- YOUR GOAL
Determine the number of lines containing the word "styles". Reply with it and nothing else.

- DATA SECTION
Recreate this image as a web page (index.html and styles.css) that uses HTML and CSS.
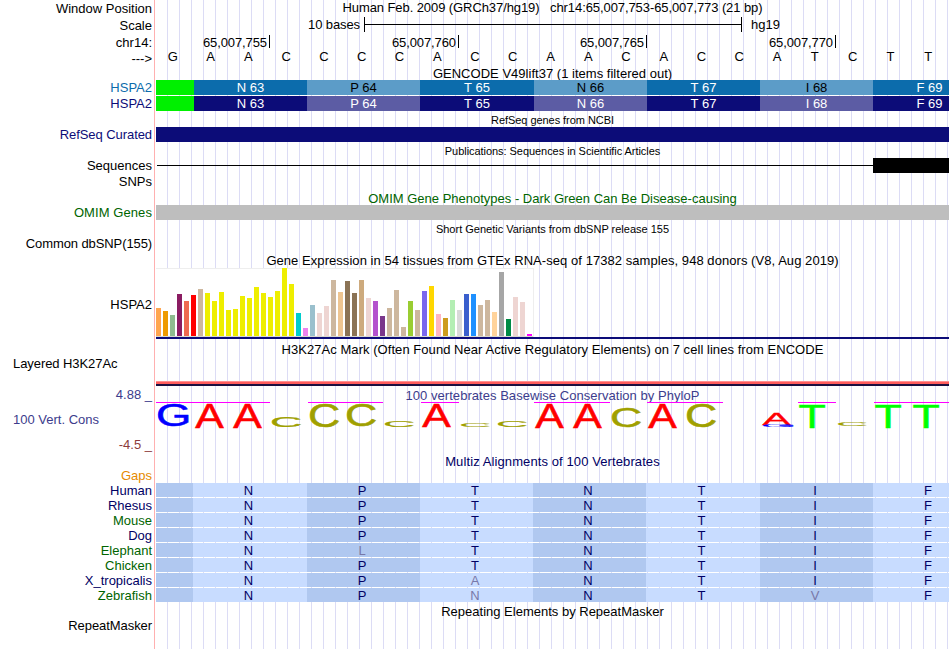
FILE: index.html
```html
<!DOCTYPE html>
<html lang="en">
<head>
    <meta charset="UTF-8">
    <meta name="viewport" content="width=device-width, initial-scale=1.0">
    <title>Human chr14:65,007,753-65,007,773</title>
    <link rel="stylesheet" href="styles.css">
</head>
<body>
    <div class="browser">
        <!-- Left labels -->
        <div class="labels">
            <div class="label window">Window Position</div>
            <div class="label scale-label">Scale</div>
            <div class="label chrom">chr14:</div>
            <div class="label">---&gt;</div>
            <div class="label gencode-top blue">HSPA2</div>
            <div class="label h16 navy">HSPA2</div>
            <div class="label refseq navy">RefSeq Curated</div>
            <div class="label seqs">Sequences</div>
            <div class="label h16">SNPs</div>
            <div class="label omim green">OMIM Genes</div>
            <div class="label dbsnp">Common dbSNP(155)</div>
            <div class="label gtex-label">HSPA2</div>
            <div class="label left h3k">Layered H3K27Ac</div>
            <div class="label cons-max">4.88 _</div>
            <div class="label left cons-name">100 Vert. Cons</div>
            <div class="label cons-min">-4.5 _</div>
            <div class="label gaps">Gaps</div>
            <div class="label navy2">Human</div>
            <div class="label navy2">Rhesus</div>
            <div class="label green">Mouse</div>
            <div class="label navy2">Dog</div>
            <div class="label green">Elephant</div>
            <div class="label green">Chicken</div>
            <div class="label navy2">X_tropicalis</div>
            <div class="label green">Zebrafish</div>
            <div class="label repeat">RepeatMasker</div>
        </div>

        <!-- Track images -->
        <div class="tracks">
            <div class="title position">Human Feb. 2009 (GRCh37/hg19)&nbsp;&nbsp; chr14:65,007,753-65,007,773 (21 bp)</div>
            <div class="scale">
                <span class="scale-text">10 bases</span>
                <span class="scale-bar"></span>
                <span>hg19</span>
            </div>
            <div class="ruler">
                <span class="tick first">65,007,755</span>
                <span class="tick">65,007,760</span>
                <span class="tick short">65,007,765</span>
                <span class="tick">65,007,770</span>
            </div>
            <div class="bases" id="bases"></div>

            <div class="title gencode">GENCODE V49lift37 (1 items filtered out)</div>
            <div class="codons light-blue">
                <span class="start"></span><span>N 63</span><span>P 64</span><span>T 65</span><span>N 66</span><span>T 67</span><span>I 68</span><span>F 69</span>
            </div>
            <div class="codons dark-blue">
                <span class="start"></span><span>N 63</span><span>P 64</span><span>T 65</span><span>N 66</span><span>T 67</span><span>I 68</span><span>F 69</span>
            </div>

            <div class="title small refseq-title">RefSeq genes from NCBI</div>
            <div class="bar navy-bar"></div>
            <div class="title small">Publications: Sequences in Scientific Articles</div>
            <div class="sequence"><span class="thin"></span><span class="block"></span></div>
            <div class="title omim-title green">OMIM Gene Phenotypes - Dark Green Can Be Disease-causing</div>
            <div class="bar gray-bar"></div>
            <div class="title small variants">Short Genetic Variants from dbSNP release 155</div>
            <div class="title gtex-title">Gene Expression in 54 tissues from GTEx RNA-seq of 17382 samples, 948 donors (V8, Aug 2019)</div>
            <div class="gtex" id="gtex"></div>
            <div class="gene-line"></div>

            <div class="title h3k-title">H3K27Ac Mark (Often Found Near Active Regulatory Elements) on 7 cell lines from ENCODE</div>
            <div class="h3k-band"></div>
            <div class="title cons-title">100 vertebrates Basewise Conservation by PhyloP</div>
            <svg class="logo" id="logo" width="793" height="52" viewBox="156 402 793 52"></svg>

            <div class="title multiz-title navy2">Multiz Alignments of 100 Vertebrates</div>
            <div class="multiz" id="multiz"></div>
            <div class="title repeat-title">Repeating Elements by RepeatMasker</div>
        </div>
    </div>
    <script src="script.js"></script>
</body>
</html>
```

FILE: styles.css
```css
body {
    margin: 0;
    background-color: white;
    color: black;
    font-family: "Liberation Sans", Arial, Helvetica, sans-serif;
    font-size: 13px;
}

.browser {
    display: flex;
    width: 950px;
    height: 649px;
    overflow: hidden;
}

/* Left labels */
.labels {
    width: 154px;
    border-right: 1px solid #ffb0b0;
    margin-right: 1px;
    flex-shrink: 0;
}

.label {
    height: 15px;
    line-height: 15px;
    padding-right: 2px;
    text-align: right;
    white-space: nowrap;
}

.label.left {
    text-align: left;
    padding-left: 13px;
}

.h16 { height: 16px; line-height: 16px; }
.window { height: 16px; line-height: 17px; }
.scale-label { height: 17px; line-height: 19px; }
.chrom { padding-top: 1px; height: 17px; line-height: 17px; }
.gencode-top { padding-top: 14px; height: 16px; }
.refseq { padding-top: 15px; letter-spacing: -0.07px; }
.seqs { padding-top: 16px; height: 16px; line-height: 16px; }
.omim { padding-top: 15px; letter-spacing: 0.08px; }
.dbsnp { padding-top: 16px; letter-spacing: -0.1px; }
.gtex-label { padding-top: 46px; }
.h3k { padding-top: 44px; letter-spacing: -0.07px; }
.cons-max { padding-top: 16px; color: #3c3c8c; }
.cons-name { padding-top: 10px; color: #3c3c8c; }
.cons-min { padding-top: 10px; color: #8c3c3c; }
.gaps { padding-top: 16px; color: #e68a00; }
.repeat { padding-top: 15px; letter-spacing: -0.07px; }

.blue { color: #0c6cac; }
.navy { color: #0c0c78; }
.navy2 { color: #000064; }
.green { color: #006400; }

/* Tracks, with a guide line every 12px */
.tracks {
    width: 793px;
    flex-shrink: 0;
    background-image: linear-gradient(to right, transparent 11px, #dcdcf5 11px);
    background-size: 12px 12px;
}

.title {
    height: 16px;
    line-height: 16px;
    text-align: center;
    white-space: nowrap;
}

.position { letter-spacing: -0.085px; }

.small {
    font-size: 11px;
    line-height: 18px;
    letter-spacing: -0.05px;
}

.variants { letter-spacing: 0; }

.scale {
    display: flex;
    height: 17px;
    line-height: 17px;
}

.scale-text {
    width: 204px;
    padding-right: 4px;
    text-align: right;
    letter-spacing: -0.1px;
}

.scale-bar {
    width: 376px;
    height: 15px;
    margin: 1px 9px 0 0;
    border-left: 1px solid black;
    border-right: 1px solid black;
    background: linear-gradient(black, black) 0 7px / 100% 1px no-repeat;
}

.ruler {
    display: flex;
    height: 14px;
    padding-top: 2px;
    line-height: 16px;
}

.tick {
    box-sizing: border-box;
    width: 189px;
    height: 13px;
    padding-right: 2px;
    border-right: 1px solid black;
    text-align: right;
    letter-spacing: -0.1px;
}

.tick.first { width: 114px; }
.tick.short { width: 188px; }

.bases {
    display: grid;
    grid-template-columns: repeat(21, 1fr);
    height: 16px;
    line-height: 16px;
    margin: 0 2px 0 -2px;
    text-align: center;
}

.gencode {
    height: 15px;
    line-height: 17px;
    letter-spacing: 0.02px;
}

/* Codon rows */
.codons {
    display: grid;
    grid-template-columns: 38px 113px 113px 114px 113px 113px 113px 113px;
    height: 15px;
    line-height: 15px;
    margin-bottom: 1px;
    overflow: hidden;
    text-align: center;
    color: white;
}

.light-blue span { background-color: #0c6cac; }
.light-blue span:nth-child(odd) { background-color: #5c9cc8; color: black; }
.dark-blue span { background-color: #0c0c78; }
.dark-blue span:nth-child(odd) { background-color: #5c5ca4; }
.codons .start:nth-child(odd) { background-color: #00f000; }

.refseq-title { height: 15px; line-height: 17px; }

.bar { height: 15px; }
.navy-bar { background-color: #0c0c78; }
.gray-bar { background-color: #bebebe; }

.sequence {
    display: flex;
    align-items: center;
    height: 15px;
    margin-bottom: 16px;
    padding-left: 1px;
}

.thin { width: 716px; height: 1px; background-color: black; }
.block { flex: 1; height: 15px; background-color: black; }
.omim-title { line-height: 20px; }

/* GTEx bar chart */
.gtex-title {
    margin-top: 16px;
    line-height: 18px;
    letter-spacing: 0.055px;
}

.gtex {
    display: flex;
    align-items: flex-end;
    gap: 2px;
    box-sizing: border-box;
    width: 378px;
    height: 69px;
    background-color: white;
    box-shadow: inset -1px 1px #eeeeee, inset 0 -1px #d8d8d0;
    padding-bottom: 1px;
}

.gtex span { width: 5px; }

.gene-line {
    height: 2px;
    background-color: #0c0c78;
}

.h3k-title {
    height: 42px;
    line-height: 22px;
    letter-spacing: 0.05px;
}

.h3k-band {
    height: 2px;
    border-top: 1px solid #ff9090;
    border-bottom: 2px solid #1c1040;
    background-color: #ff5c5c;
}

/* Conservation */
.cons-title {
    line-height: 20px;
    letter-spacing: 0.04px;
    color: #3c3c8c;
}

.logo { display: block; }

.multiz-title {
    height: 29px;
    line-height: 15px;
    letter-spacing: 0.1px;
}

.align-row {
    display: grid;
    grid-template-columns: 37px 114px 113px 113px 113px 114px 113px 113px;
    height: 14px;
    line-height: 15px;
    margin-bottom: 1px;
    overflow: hidden;
    text-align: center;
    color: #000064;
}

.align-row span {
    background-color: #c8dcff;
    padding-right: 3px;
}

.align-row span:nth-child(odd) { background-color: #b0c8f0; }
.align-row .diff { color: #7878a8; }

.repeat-title { line-height: 18px; }
```

FILE: script.js
```js
// Base letters along the window
const sequence = 'GAACCCCACCAACACCATCTT';
document.getElementById('bases').innerHTML =
    sequence.split('').map(b => `<span>${b}</span>`).join('');

// GTEx tissues: [height, color]
const tan = '#cdb79e', yellow = '#eeee00', rose = '#eed5d2';
const tissues = [
    [28, '#ffa54f'], [25, '#ee9a00'], [21, '#8fbc8f'], [42, '#8b1c62'], [35, '#ee6a50'], [41, '#ff0000'],
    [47, tan], [43, yellow], [35, yellow], [44, yellow], [26, yellow], [27, yellow], [40, yellow],
    [38, yellow], [49, yellow], [43, yellow], [39, yellow], [45, yellow], [68, yellow], [52, yellow],
    [23, '#00cdcd'], [8, '#ee82ee'], [31, '#9ac0cd'], [23, rose], [30, rose], [56, tan],
    [44, '#eec591'], [55, '#8b7355'], [43, '#8b7355'], [56, '#cdaa7d'], [38, rose], [35, '#b452cd'],
    [20, '#7a378b'], [28, tan], [46, tan], [9, tan], [35, '#9acd32'], [26, tan], [45, '#7a67ee'],
    [50, '#ffd700'], [22, '#ffb6c1'], [18, '#cd9b1d'], [36, '#b4eeb4'], [26, '#d9d9d9'],
    [42, '#3a5fcd'], [42, '#1e90ff'], [31, tan], [36, tan], [24, '#ffd39b'], [64, '#a6a6a6'],
    [17, '#008b45'], [39, rose], [34, rose], [2, '#ff00ff']
];
document.getElementById('gtex').innerHTML =
    tissues.map(t => `<span style="height:${t[0]}px;background-color:${t[1]}"></span>`).join('');

// Sequence logo: [letter, left, right, top, bottom]
const letters = [
    ['G', 158, 189, 404, 427], ['A', 195, 224, 404, 428], ['A', 233, 262, 404, 428],
    ['C', 272, 301, 416, 427], ['C', 310, 339, 404, 428], ['C', 347, 376, 404, 427],
    ['C', 385, 414, 421, 427], ['A', 422, 451, 404, 427], ['C', 461, 490, 423, 427],
    ['C', 498, 527, 421, 427], ['A', 535, 564, 404, 428], ['A', 573, 602, 404, 428],
    ['C', 612, 641, 407, 427], ['A', 648, 677, 404, 428], ['C', 687, 716, 404, 428],
    ['A', 762, 791, 414, 425], ['G', 763, 794, 425, 427], ['T', 799, 825, 404, 428],
    ['C', 838, 867, 422, 426], ['T', 875, 901, 404, 428], ['T', 913, 939, 404, 428]
];
// Ink box of each letter at 100px: left, right, height, descent
const ink = {
    A: [-0.6, 67.3, 69.6, 0.8, '#ff0000'],
    C: [4.2, 69.1, 72.4, 1.8, '#a0a000'],
    G: [4.2, 72.4, 72.4, 1.8, '#0000ff'],
    T: [1.4, 59.7, 70.4, 0.8, '#00ff00']
};
const clipped = [[156, 270], [308, 383], [421, 459], [534, 610], [647, 723], [798, 836], [874, 949]];
let logo = clipped.map(c =>
    `<rect x="${c[0]}" y="402" width="${c[1] - c[0]}" height="1" fill="#ff00ff"/>`).join('');
letters.forEach(([ch, x0, x1, y0, y1]) => {
    const [l, r, h, d, color] = ink[ch];
    const sx = (x1 - x0) / (r - l);
    const sy = (y1 - y0) / h;
    logo += `<text font-size="100" fill="${color}" stroke="${color}" stroke-width="1.6" transform="translate(${x0 - l * sx} ${y1 - d * sy}) scale(${sx} ${sy})">${ch}</text>`;
});
document.getElementById('logo').innerHTML = logo;

// Alignment rows, one per species; lower case marks a changed residue
const rows = ['NPTNTIF', 'NPTNTIF', 'NPTNTIF', 'NPTNTIF', 'NlTNTIF', 'NPTNTIF', 'NPaNTIF', 'NPnNTvF'];
document.getElementById('multiz').innerHTML = rows.map(row =>
    '<div class="align-row"><span></span>' + row.split('').map(c =>
        c === c.toUpperCase() ? `<span>${c}</span>` : `<span class="diff">${c.toUpperCase()}</span>`
    ).join('') + '</div>').join('');
```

- WORKED ANSWER
3